Goal of the exercise: Copy the material below verbatim from the line with "Rebuild this screenshot" to the line with "string; icon: IconType;", both lines included, omitting pictures and every line outside that range.

Entries:

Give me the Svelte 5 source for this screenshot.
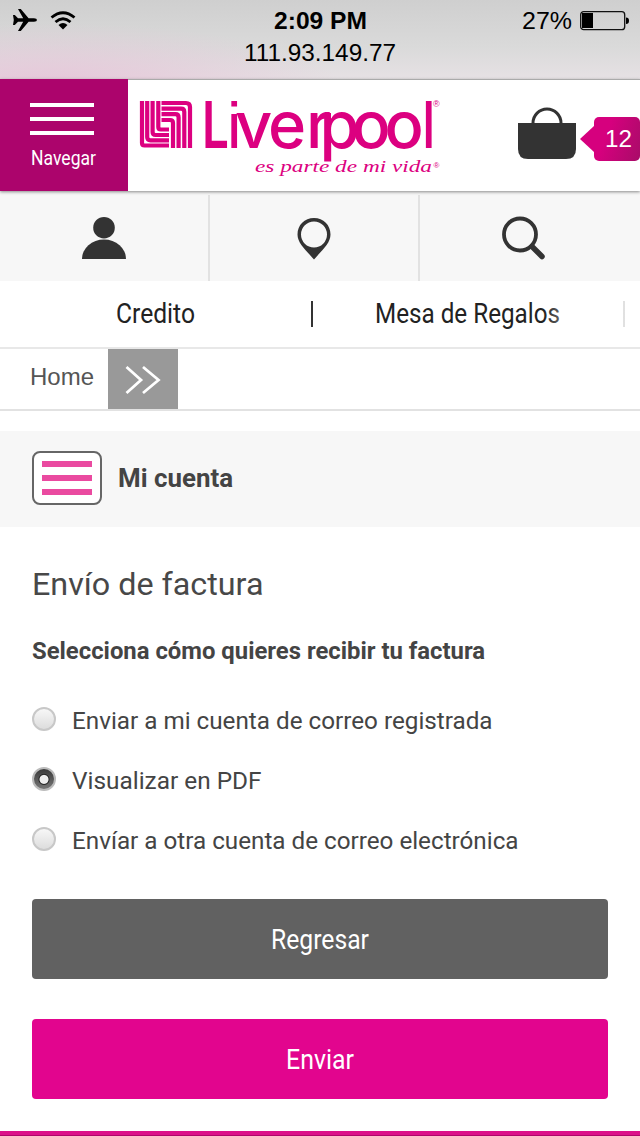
* * *
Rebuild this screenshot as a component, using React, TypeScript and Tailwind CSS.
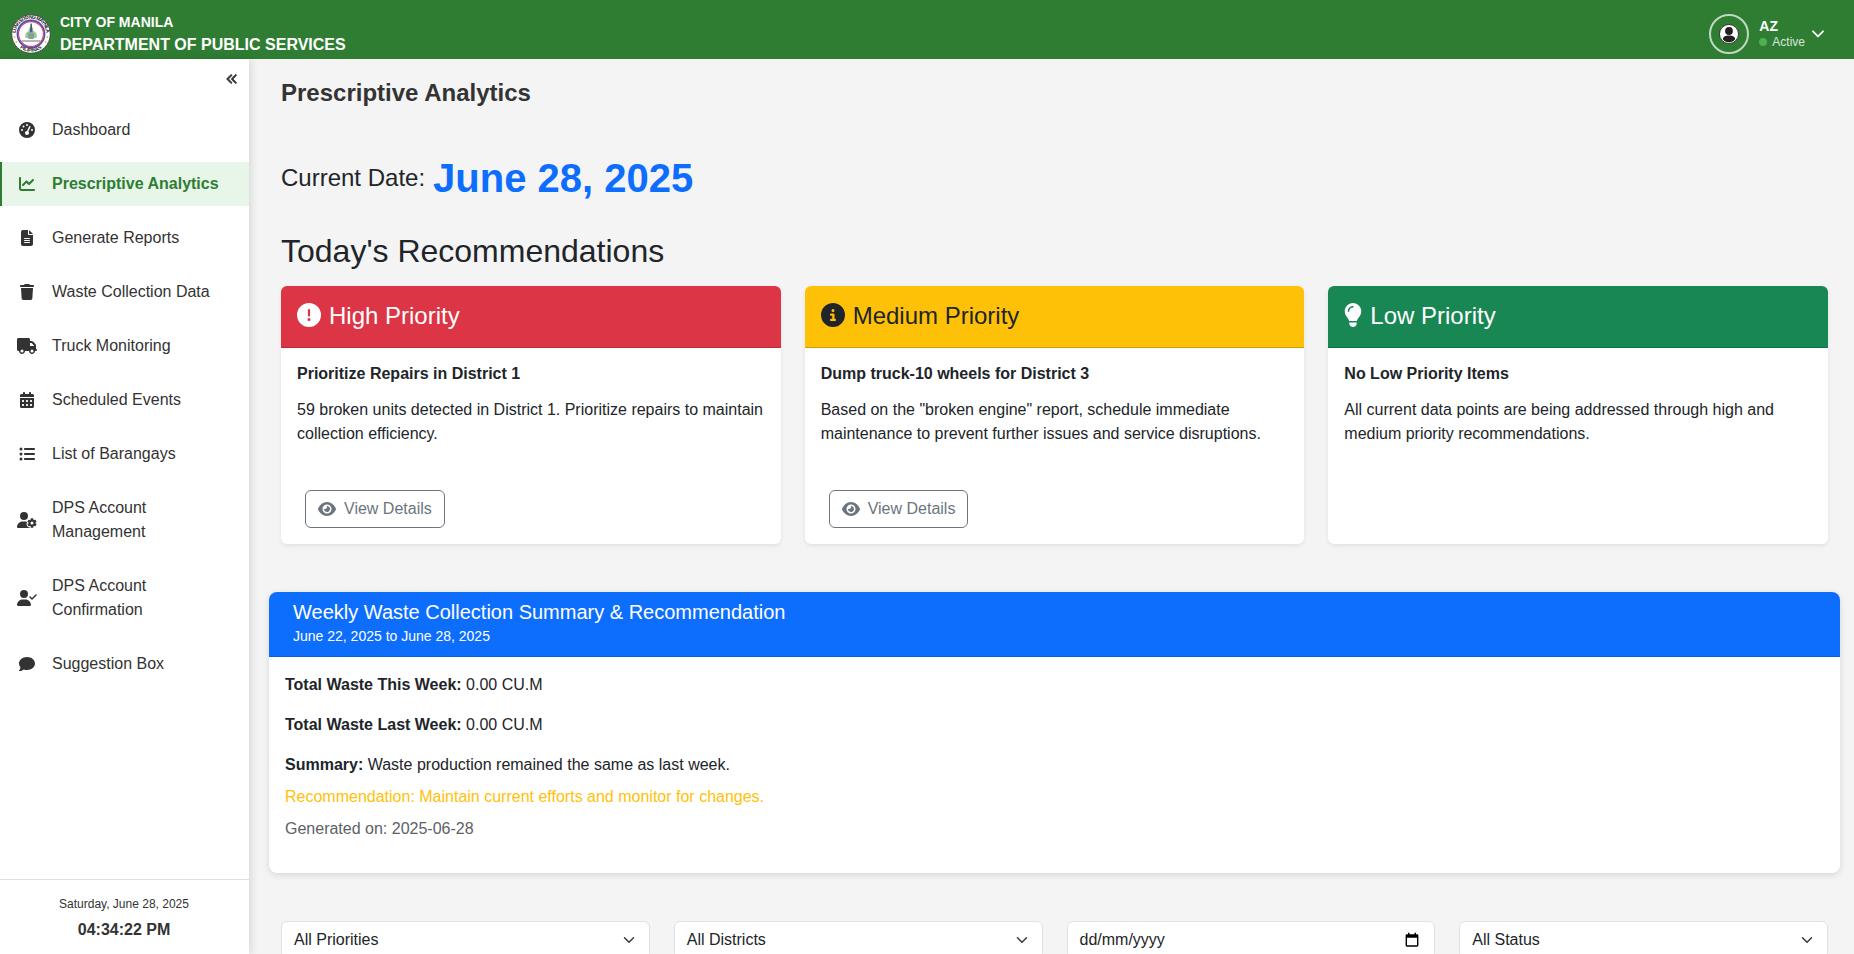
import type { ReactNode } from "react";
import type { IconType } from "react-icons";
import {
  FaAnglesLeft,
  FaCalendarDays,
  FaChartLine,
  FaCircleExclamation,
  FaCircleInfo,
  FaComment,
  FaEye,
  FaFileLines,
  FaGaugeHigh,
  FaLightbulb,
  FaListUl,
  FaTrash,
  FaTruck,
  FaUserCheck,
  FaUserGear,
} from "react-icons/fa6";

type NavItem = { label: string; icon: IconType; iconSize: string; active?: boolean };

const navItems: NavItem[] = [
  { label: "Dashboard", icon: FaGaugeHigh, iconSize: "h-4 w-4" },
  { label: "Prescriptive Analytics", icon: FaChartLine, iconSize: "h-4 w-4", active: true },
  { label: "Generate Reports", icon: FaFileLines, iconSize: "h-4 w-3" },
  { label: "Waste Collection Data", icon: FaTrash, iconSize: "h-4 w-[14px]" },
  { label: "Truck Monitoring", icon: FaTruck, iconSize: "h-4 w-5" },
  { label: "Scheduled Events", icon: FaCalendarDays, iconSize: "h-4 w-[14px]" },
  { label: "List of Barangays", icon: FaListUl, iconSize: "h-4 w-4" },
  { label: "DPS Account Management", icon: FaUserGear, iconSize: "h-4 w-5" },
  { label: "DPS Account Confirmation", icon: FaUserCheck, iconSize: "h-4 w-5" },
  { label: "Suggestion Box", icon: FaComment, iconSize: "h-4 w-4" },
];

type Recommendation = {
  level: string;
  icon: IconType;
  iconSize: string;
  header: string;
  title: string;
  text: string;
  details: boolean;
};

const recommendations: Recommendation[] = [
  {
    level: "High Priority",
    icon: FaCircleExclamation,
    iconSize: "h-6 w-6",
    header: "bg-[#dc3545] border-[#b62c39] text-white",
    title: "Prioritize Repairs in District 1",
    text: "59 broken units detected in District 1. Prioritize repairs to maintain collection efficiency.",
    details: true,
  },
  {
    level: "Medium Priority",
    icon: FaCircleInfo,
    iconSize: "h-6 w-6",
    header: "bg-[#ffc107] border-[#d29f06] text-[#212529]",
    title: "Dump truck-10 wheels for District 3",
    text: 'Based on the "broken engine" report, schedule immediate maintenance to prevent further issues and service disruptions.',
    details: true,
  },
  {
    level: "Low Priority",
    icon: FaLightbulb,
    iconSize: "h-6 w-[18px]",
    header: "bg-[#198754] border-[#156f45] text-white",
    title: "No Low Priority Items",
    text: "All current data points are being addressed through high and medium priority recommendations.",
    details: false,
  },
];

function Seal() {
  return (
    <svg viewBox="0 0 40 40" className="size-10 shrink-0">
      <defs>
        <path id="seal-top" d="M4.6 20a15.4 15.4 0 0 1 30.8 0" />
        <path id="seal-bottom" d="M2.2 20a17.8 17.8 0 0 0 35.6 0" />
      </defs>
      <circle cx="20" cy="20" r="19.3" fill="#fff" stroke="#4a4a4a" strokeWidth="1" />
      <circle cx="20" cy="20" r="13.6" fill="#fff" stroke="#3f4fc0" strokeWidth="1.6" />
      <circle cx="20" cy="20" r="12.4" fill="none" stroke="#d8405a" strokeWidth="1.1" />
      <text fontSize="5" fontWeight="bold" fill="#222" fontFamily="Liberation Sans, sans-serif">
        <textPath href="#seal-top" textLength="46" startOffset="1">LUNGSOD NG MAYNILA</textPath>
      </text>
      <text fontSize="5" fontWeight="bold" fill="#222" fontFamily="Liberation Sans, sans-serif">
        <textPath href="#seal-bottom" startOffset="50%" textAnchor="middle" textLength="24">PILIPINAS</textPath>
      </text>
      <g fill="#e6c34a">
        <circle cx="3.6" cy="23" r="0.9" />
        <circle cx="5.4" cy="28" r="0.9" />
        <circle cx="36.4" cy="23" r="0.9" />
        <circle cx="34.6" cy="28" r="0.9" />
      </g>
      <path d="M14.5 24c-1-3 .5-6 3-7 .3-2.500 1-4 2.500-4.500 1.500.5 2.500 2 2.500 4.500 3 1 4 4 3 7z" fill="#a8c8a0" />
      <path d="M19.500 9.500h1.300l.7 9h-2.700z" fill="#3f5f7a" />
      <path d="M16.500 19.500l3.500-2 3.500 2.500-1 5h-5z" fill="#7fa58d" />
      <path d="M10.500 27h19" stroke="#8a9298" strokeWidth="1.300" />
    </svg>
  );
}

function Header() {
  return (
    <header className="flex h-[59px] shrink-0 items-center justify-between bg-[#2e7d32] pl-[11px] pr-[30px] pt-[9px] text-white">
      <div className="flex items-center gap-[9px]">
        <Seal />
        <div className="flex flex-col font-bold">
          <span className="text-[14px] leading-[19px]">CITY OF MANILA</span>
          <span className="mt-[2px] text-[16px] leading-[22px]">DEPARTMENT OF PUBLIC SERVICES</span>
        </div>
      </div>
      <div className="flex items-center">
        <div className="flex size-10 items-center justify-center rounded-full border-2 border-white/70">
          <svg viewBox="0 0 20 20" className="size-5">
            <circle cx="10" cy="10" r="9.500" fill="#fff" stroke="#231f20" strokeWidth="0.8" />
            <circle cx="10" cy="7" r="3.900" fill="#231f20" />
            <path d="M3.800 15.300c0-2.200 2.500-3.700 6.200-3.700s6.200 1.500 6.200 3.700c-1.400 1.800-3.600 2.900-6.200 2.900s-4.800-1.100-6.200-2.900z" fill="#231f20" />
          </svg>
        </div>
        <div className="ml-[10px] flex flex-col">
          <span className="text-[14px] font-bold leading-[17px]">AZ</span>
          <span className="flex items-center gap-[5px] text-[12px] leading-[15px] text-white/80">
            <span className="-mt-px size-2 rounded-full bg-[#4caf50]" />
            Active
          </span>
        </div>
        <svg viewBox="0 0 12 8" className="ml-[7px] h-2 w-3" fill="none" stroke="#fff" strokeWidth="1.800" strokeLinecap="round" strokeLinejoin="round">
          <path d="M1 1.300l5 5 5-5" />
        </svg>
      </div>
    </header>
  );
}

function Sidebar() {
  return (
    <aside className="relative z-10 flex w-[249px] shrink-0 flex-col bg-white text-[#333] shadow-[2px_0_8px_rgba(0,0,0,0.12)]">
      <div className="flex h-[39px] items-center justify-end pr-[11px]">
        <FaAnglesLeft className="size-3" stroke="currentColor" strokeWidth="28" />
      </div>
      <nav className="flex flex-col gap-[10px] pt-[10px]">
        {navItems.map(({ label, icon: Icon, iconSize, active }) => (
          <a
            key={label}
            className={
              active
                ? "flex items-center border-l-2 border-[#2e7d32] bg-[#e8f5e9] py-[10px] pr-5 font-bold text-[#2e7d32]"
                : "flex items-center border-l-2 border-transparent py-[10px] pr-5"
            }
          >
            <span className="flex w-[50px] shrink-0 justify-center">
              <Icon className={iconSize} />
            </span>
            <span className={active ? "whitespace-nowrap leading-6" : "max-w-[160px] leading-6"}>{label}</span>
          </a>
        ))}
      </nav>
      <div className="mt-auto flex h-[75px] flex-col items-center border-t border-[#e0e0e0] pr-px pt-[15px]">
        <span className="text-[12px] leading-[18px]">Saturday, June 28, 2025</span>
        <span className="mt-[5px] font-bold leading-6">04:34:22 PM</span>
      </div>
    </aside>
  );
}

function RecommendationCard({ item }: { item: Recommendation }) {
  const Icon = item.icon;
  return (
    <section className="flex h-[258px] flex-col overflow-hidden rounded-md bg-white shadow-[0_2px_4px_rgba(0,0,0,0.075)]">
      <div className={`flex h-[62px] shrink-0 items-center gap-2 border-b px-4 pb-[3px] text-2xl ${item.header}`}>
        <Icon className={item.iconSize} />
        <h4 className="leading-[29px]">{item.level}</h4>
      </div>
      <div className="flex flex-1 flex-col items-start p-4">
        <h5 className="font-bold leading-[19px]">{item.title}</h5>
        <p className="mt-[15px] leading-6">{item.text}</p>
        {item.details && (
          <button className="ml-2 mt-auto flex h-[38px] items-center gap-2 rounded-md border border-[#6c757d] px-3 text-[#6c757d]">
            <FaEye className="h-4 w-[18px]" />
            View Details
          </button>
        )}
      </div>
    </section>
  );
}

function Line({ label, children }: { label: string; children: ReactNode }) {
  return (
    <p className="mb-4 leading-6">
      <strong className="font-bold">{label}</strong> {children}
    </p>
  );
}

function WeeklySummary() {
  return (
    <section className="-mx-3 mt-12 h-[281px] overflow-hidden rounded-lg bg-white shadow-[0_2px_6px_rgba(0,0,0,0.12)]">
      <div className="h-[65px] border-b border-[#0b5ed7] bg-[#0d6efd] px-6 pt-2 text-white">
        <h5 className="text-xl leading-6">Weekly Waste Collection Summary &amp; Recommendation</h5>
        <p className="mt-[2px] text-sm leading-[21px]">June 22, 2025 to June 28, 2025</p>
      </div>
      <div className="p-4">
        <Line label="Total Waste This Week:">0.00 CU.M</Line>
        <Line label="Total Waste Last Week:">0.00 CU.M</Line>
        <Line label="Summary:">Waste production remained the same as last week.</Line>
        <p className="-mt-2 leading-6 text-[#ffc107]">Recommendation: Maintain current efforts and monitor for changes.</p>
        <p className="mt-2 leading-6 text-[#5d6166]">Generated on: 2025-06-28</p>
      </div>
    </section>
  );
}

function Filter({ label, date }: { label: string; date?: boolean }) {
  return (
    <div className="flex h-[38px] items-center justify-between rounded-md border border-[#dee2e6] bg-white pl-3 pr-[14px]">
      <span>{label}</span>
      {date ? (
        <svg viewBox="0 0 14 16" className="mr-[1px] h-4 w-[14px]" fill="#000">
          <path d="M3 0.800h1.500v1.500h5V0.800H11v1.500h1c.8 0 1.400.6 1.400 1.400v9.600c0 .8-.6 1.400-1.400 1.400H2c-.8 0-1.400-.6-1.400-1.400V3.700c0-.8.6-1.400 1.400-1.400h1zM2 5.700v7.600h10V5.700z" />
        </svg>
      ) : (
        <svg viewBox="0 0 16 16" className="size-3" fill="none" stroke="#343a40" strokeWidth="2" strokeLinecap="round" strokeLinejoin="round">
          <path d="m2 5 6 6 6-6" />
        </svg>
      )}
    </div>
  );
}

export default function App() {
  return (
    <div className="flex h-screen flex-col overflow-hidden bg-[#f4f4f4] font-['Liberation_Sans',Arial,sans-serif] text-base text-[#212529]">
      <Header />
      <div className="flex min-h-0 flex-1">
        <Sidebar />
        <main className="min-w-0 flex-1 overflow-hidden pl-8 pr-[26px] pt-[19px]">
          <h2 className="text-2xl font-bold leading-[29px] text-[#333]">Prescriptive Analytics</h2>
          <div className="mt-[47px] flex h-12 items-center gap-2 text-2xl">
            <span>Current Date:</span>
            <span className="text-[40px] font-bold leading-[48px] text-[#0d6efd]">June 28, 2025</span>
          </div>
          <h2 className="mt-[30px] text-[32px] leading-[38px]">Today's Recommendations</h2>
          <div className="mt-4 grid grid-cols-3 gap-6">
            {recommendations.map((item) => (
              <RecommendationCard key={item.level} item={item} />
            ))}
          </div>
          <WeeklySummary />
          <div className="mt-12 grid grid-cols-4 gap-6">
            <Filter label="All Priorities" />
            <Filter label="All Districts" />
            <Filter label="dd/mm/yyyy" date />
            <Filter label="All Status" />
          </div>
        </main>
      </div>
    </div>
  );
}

Problem solution:
Rebuild this screenshot as a component, using React, TypeScript and Tailwind CSS.
import type { ReactNode } from "react";
import type { IconType } from "react-icons";
import {
  FaAnglesLeft,
  FaCalendarDays,
  FaChartLine,
  FaCircleExclamation,
  FaCircleInfo,
  FaComment,
  FaEye,
  FaFileLines,
  FaGaugeHigh,
  FaLightbulb,
  FaListUl,
  FaTrash,
  FaTruck,
  FaUserCheck,
  FaUserGear,
} from "react-icons/fa6";

type NavItem = { label: string; icon: IconType; iconSize: string; active?: boolean };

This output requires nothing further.